Whatever their feelings about the law, jurors felt they had no choice but to find Wilson guilty of aggravated child molestation. Moments later, back in the jury room, jurors were told for the first time that the conviction came with a mandatory sentence of at least 10 years in prison. In addition, Wilson would be forced to register as a sex offender for the rest of his life.
McDade said Wilson could have had a better outcome if he had accepted the plea deal. "What I believe is that Genarlow Wilson listened to people who were trying to use this case for another agenda and he followed their advice," he said. "Do I believe that [in] Genarlow Wilson's case justice would have been served if he accepted a lesser plea? Sure I do. I wish he had of. Sure I do."
Before the incident, Wilson -- by any measure -- had beaten the odds.

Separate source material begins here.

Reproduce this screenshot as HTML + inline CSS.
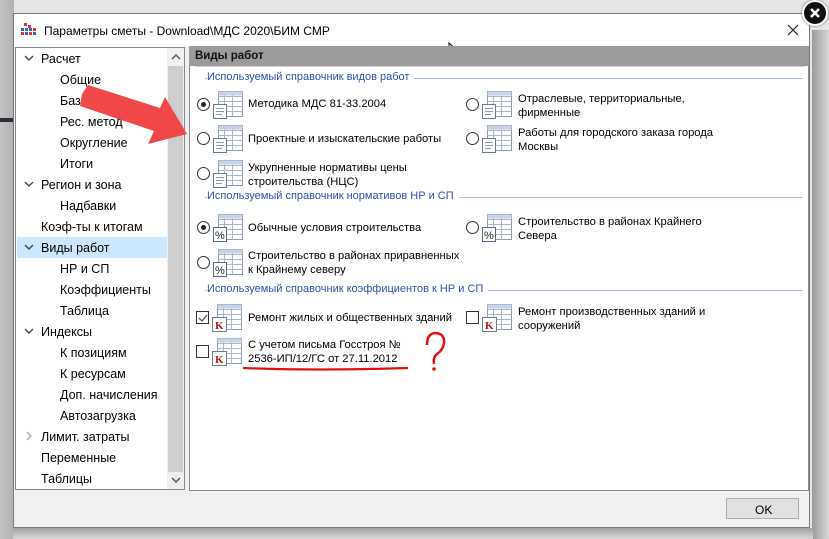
<!DOCTYPE html>
<html><head><meta charset="utf-8"><style>
*{margin:0;padding:0;box-sizing:border-box}
body{width:829px;height:539px;overflow:hidden;position:relative;font-family:"Liberation Sans",sans-serif;background:linear-gradient(90deg,#c4c4c4 0,#b0b0b0 14px,#e6e6e6 14px);}
.abs{position:absolute}
.t{position:absolute;font-size:11.2px;color:#000;white-space:nowrap;line-height:14px}
.tr{position:absolute;font-size:12.5px;color:#000;white-space:nowrap}
.g{position:absolute;font-size:11px;color:#2f4fa8;white-space:nowrap;background:#fff;padding-right:5px}
.gl{position:absolute;height:1px;background:#a8bce0}
.rad{position:absolute;width:13px;height:13px;border:1px solid #333;border-radius:50%;background:#fff}
.rad.on::after{content:"";position:absolute;left:3px;top:3px;width:5px;height:5px;border-radius:50%;background:#222}
.chk{position:absolute;width:13px;height:13px;border:1px solid #333;background:#fff}
</style></head><body>
<div class="abs" style="left:0;top:118px;width:14px;height:4px;background:#2a2f38"></div>
<div class="abs" style="left:812px;top:118px;width:17px;height:4px;background:#2a2f38"></div>
<div class="abs" style="left:812px;top:30px;width:17px;height:509px;background:linear-gradient(90deg,#9a9a9a,#d8d8d8)"></div>
<div class="abs" style="left:13px;top:528px;width:800px;height:11px;background:linear-gradient(#a0a0a0,#dadada)"></div>
<!-- dialog -->
<div class="abs" style="left:13px;top:13px;width:797px;height:515px;background:#f0f0f0;border:1px solid #7a7a7a"></div>
<div class="abs" style="left:14px;top:14px;width:795px;height:33px;background:#fff"></div>
<svg class="abs" style="left:21px;top:23px" width="15" height="14"><g fill="#d33"><rect x="3" y="0" width="3" height="3"/><rect x="7" y="2" width="3" height="3"/></g><g fill="#3a5fc8"><rect x="0" y="5" width="3" height="3"/><rect x="4" y="5" width="3" height="3"/><rect x="8" y="5" width="3" height="3"/><rect x="12" y="5" width="3" height="3" fill="#d33"/><rect x="0" y="9" width="3" height="3" fill="#d33"/><rect x="4" y="9" width="3" height="3"/><rect x="8" y="9" width="3" height="3" fill="#d33"/><rect x="12" y="9" width="3" height="3"/></g></svg>
<div class="t" style="left:44px;top:24px;font-size:12px">Параметры сметы - Download\МДС 2020\БИМ СМР</div>
<svg class="abs" style="left:787px;top:24px" width="12" height="12"><path d="M1 1L11 11M11 1L1 11" stroke="#222" stroke-width="1.2"/></svg>
<svg class="abs" style="left:448px;top:42px" width="14" height="20"><path d="M1 1L1 16L5 12L8 19L10 18L7 11L12 11Z" fill="#fff" stroke="#000"/></svg>
<!-- tree -->
<div class="abs" style="left:15px;top:47px;width:170px;height:443px;background:#fff;border:1px solid #828790"></div>
<div class="abs" style="left:167px;top:48px;width:17px;height:441px;background:#f0f0f0"></div>
<div class="abs" style="left:168px;top:66px;width:15px;height:406px;background:#cdcdcd"></div>
<svg class="abs" style="left:170px;top:52px" width="12" height="10"><path d="M2 7L6 3L10 7" stroke="#555" stroke-width="1.5" fill="none"/></svg>
<svg class="abs" style="left:170px;top:475px" width="12" height="10"><path d="M2 3L6 7L10 3" stroke="#555" stroke-width="1.5" fill="none"/></svg>
<div class="abs" style="left:17px;top:237px;width:150px;height:21px;background:#cce8ff"></div>
<svg class="abs" style="left:24px;top:54px" width="10" height="420"><g stroke="#444" stroke-width="1.4" fill="none"><path d="M1 2L5 6L9 2"/><path d="M1 128L5 132L9 128"/><path d="M1 191L5 195L9 191"/><path d="M1 275L5 279L9 275"/><path d="M3 378L7 382L3 386" stroke="#aaa"/></g></svg>
<div class="tr" style="left:41px;top:52px">Расчет</div>
<div class="tr" style="left:60px;top:73px">Общие</div>
<div class="tr" style="left:60px;top:94px">Баз. метод</div>
<div class="tr" style="left:60px;top:115px">Рес. метод</div>
<div class="tr" style="left:60px;top:136px">Округление</div>
<div class="tr" style="left:60px;top:157px">Итоги</div>
<div class="tr" style="left:41px;top:178px">Регион и зона</div>
<div class="tr" style="left:60px;top:199px">Надбавки</div>
<div class="tr" style="left:41px;top:220px">Коэф-ты к итогам</div>
<div class="tr" style="left:41px;top:241px">Виды работ</div>
<div class="tr" style="left:60px;top:262px">НР и СП</div>
<div class="tr" style="left:60px;top:283px">Коэффициенты</div>
<div class="tr" style="left:60px;top:304px">Таблица</div>
<div class="tr" style="left:41px;top:325px">Индексы</div>
<div class="tr" style="left:60px;top:346px">К позициям</div>
<div class="tr" style="left:60px;top:367px">К ресурсам</div>
<div class="tr" style="left:60px;top:388px">Доп. начисления</div>
<div class="tr" style="left:60px;top:409px">Автозагрузка</div>
<div class="tr" style="left:41px;top:430px">Лимит. затраты</div>
<div class="tr" style="left:41px;top:451px">Переменные</div>
<div class="tr" style="left:41px;top:472px">Таблицы</div>
<!-- right panel -->
<div class="abs" style="left:189px;top:46px;width:620px;height:445px;background:#fff;border:1px solid #8a8a8a"></div>
<div class="abs" style="left:189px;top:46px;width:620px;height:20px;background:#9b9b9b"></div>
<div class="t" style="left:195px;top:49px;font-weight:bold;color:#111;font-size:11.5px">Виды работ</div>
<div class="abs" style="left:195px;top:66px;width:610px;height:1px;background:#d0d0d0"></div>

<div class="gl" style="left:205px;top:78px;width:598px"></div>
<div class="g" style="left:207px;top:71px">Используемый справочник видов работ</div>
<div class="gl" style="left:205px;top:197px;width:598px"></div>
<div class="g" style="left:207px;top:190px">Используемый справочник нормативов НР и СП</div>
<div class="gl" style="left:205px;top:290px;width:598px"></div>
<div class="g" style="left:207px;top:283px">Используемый справочник коэффициентов к НР и СП</div>

<svg width="0" height="0" style="position:absolute"><defs>
<g id="tb"><rect x="5.5" y="0.5" width="24" height="25" fill="#fff" stroke="#8a9ab0"/><g stroke="#a8b6c8"><path d="M5.5 5.5H29.5M5.5 10.5H29.5M5.5 15.5H29.5M5.5 20.5H29.5M11.5 0.5V25.5M19.5 0.5V25.5"/></g><rect x="5.5" y="0.5" width="24" height="4" fill="#c8d4e4"/></g>
<g id="doc"><use href="#tb"/><rect x="0.5" y="13.5" width="13" height="14" fill="#fff" stroke="#6a7a90"/><path d="M3 17.5H11M3 20.5H11M3 23.5H9" stroke="#8a9ab0"/></g>
<g id="pc"><use href="#tb"/><rect x="0.5" y="13.5" width="13" height="14" fill="#fff" stroke="#5a6a80"/><text x="2" y="25" font-size="11" font-family="Liberation Sans" fill="#222">%</text></g>
<g id="kk"><use href="#tb"/><rect x="0.5" y="13.5" width="14" height="14" fill="#fff" stroke="#6a7a90"/><text x="3" y="25" font-size="11" font-weight="bold" font-family="Liberation Serif" fill="#b01818">K</text></g>
</defs></svg>

<div class="rad on" style="left:197px;top:98px"></div>
<svg class="abs" style="left:213px;top:91px" width="31" height="29"><use href="#doc"/></svg>
<div class="t" style="left:248px;top:97px">Методика МДС 81-33.2004</div>
<div class="rad" style="left:466px;top:98px"></div>
<svg class="abs" style="left:482px;top:91px" width="31" height="29"><use href="#doc"/></svg>
<div class="t" style="left:518px;top:92px">Отраслевые, территориальные,<br>фирменные</div>

<div class="rad" style="left:197px;top:132px"></div>
<svg class="abs" style="left:213px;top:125px" width="31" height="29"><use href="#doc"/></svg>
<div class="t" style="left:248px;top:132px">Проектные и изыскательские работы</div>
<div class="rad" style="left:466px;top:132px"></div>
<svg class="abs" style="left:482px;top:125px" width="31" height="29"><use href="#doc"/></svg>
<div class="t" style="left:518px;top:126px">Работы для городского заказа города<br>Москвы</div>

<div class="rad" style="left:197px;top:167px"></div>
<svg class="abs" style="left:213px;top:160px" width="31" height="29"><use href="#doc"/></svg>
<div class="t" style="left:248px;top:161px">Укрупненные нормативы цены<br>строительства (НЦС)</div>

<div class="rad on" style="left:197px;top:221px"></div>
<svg class="abs" style="left:213px;top:214px" width="31" height="29"><use href="#pc"/></svg>
<div class="t" style="left:248px;top:221px">Обычные условия строительства</div>
<div class="rad" style="left:466px;top:221px"></div>
<svg class="abs" style="left:482px;top:214px" width="31" height="29"><use href="#pc"/></svg>
<div class="t" style="left:518px;top:215px">Строительство в районах Крайнего<br>Севера</div>

<div class="rad" style="left:197px;top:256px"></div>
<svg class="abs" style="left:213px;top:249px" width="31" height="29"><use href="#pc"/></svg>
<div class="t" style="left:248px;top:249px">Строительство в районах приравненных<br>к Крайнему северу</div>

<div class="chk" style="left:196px;top:311px"></div>
<svg class="abs" style="left:197px;top:312px" width="12" height="12"><path d="M2 6L5 9L10 3" stroke="#555" stroke-width="1.3" fill="none"/></svg>
<svg class="abs" style="left:212px;top:304px" width="31" height="29"><use href="#kk"/></svg>
<div class="t" style="left:248px;top:311px">Ремонт жилых и общественных зданий</div>
<div class="chk" style="left:466px;top:311px"></div>
<svg class="abs" style="left:482px;top:304px" width="31" height="29"><use href="#kk"/></svg>
<div class="t" style="left:518px;top:305px">Ремонт производственных зданий и<br>сооружений</div>

<div class="chk" style="left:196px;top:345px"></div>
<svg class="abs" style="left:212px;top:338px" width="31" height="29"><use href="#kk"/></svg>
<div class="t" style="left:248px;top:338px">С учетом письма Госстроя №<br>2536-ИП/12/ГС от 27.11.2012</div>

<!-- annotations -->
<svg class="abs" style="left:0;top:0" width="829" height="539">
<path d="M243 368Q320 371 408 368" stroke="#e01010" stroke-width="2.2" fill="none"/>
<path d="M427 345Q427 333 436 333Q445 334 444 343Q443 350 437 354Q433 357 434 364" stroke="#e01010" stroke-width="2.5" fill="none"/>
<circle cx="434" cy="369" r="1.8" fill="#e01010"/>
<path d="M82 94L88 85L160 108L165 97L187 134L148 144L154 131L80 106Z" fill="#f04848"/>
</svg>

<!-- footer -->
<div class="abs" style="left:726px;top:498px;width:73px;height:21px;background:#e1e1e1;border:1px solid #adadad"></div>
<div class="t" style="left:755px;top:503px;font-size:12px">OK</div>

<!-- close circle -->
<div class="abs" style="left:802px;top:0px;width:26px;height:26px;border-radius:50%;background:#111;border:2px solid #fff;box-shadow:0 0 2px #555"></div>
<svg class="abs" style="left:808px;top:6px" width="14" height="14"><path d="M3 3L11 11M11 3L3 11" stroke="#fff" stroke-width="2.6"/></svg>
</body></html>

The son of a single mom, the high school senior was an honor student and an all-conference football player and track star, with offers to play in college. He was popular enough to be elected homecoming king at Douglas County High.
"I was the first-ever homecoming king at my high school," he said. "That was a very great privilege for me."
Wilson's Atlanta attorney B.J. Bernstein said prosecutors should never have brought charges and that justice should have been meted out at home.
And a state legislator who helped pass the molestation law said it was never meant to police teen sex.
"The legislative intent was to protect women and children from sexual predators," said Rep. Tyrone Brooks, a Democrat in the Georgia state assembly.
When it acted last year, the state legislature reclassified Wilson's offense from a felony to a misdemeanor. Punishment ranges from probation to a year in jail. And anyone convicted would not have to register as a sex offender.
Today Wilson remains as steadfast as ever about not taking the deal that would have reduced his sentence by half.
"It's all about doing what's right," he said. "And what's right is right, and what's wrong is wrong. And I'm just standing up for what I believe in."